Good advice. But Medred wasn't worried about the young grizzly following him. Medred had seen a sow grizzly with a cub earlier in the day, and given all the bears in the area, he decided to save his bear spray until there was a "real need."

Stop. Retreat. Stop. Retreat. Dancing with a bear. Medred wrote, "we danced" until the grizzly got bored and left.

Medred was not so cool, calm and collected years ago when he encountered a sow grizzly with yearlings while hunting moose--with a handgun--on the Kenai Peninsula. I described the incident in Backcountry Bear Basics under the heading, "Dangerous Mistakes With Firearms."

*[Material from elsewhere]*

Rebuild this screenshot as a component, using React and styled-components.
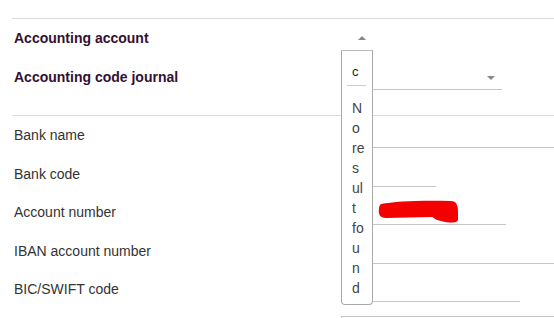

Medred spotted a sow grizzly with yearlings about 30-35 yards away. The bears were milling around, trying to figure out what to do. Medred was dancing with a bear.

Get your gun out Medred. Get ready to shoot.

The sow charged. Shoot! Shoot!! Shoot!!! Medred didn't shoot. Medred claimed he hesitated to shoot, thinking the charging bear was bluffing.

Not until the bear was two (2) feet away did Medred bring his handgun into action, and by then it was too late. The grizzly knocked him down and injured Medred. Eventually, he managed to shoot the grizzly.

Having a firearm or bear spray does not assure your safety unless you know how to use it.

Dancing with a bear is not always a pleasure.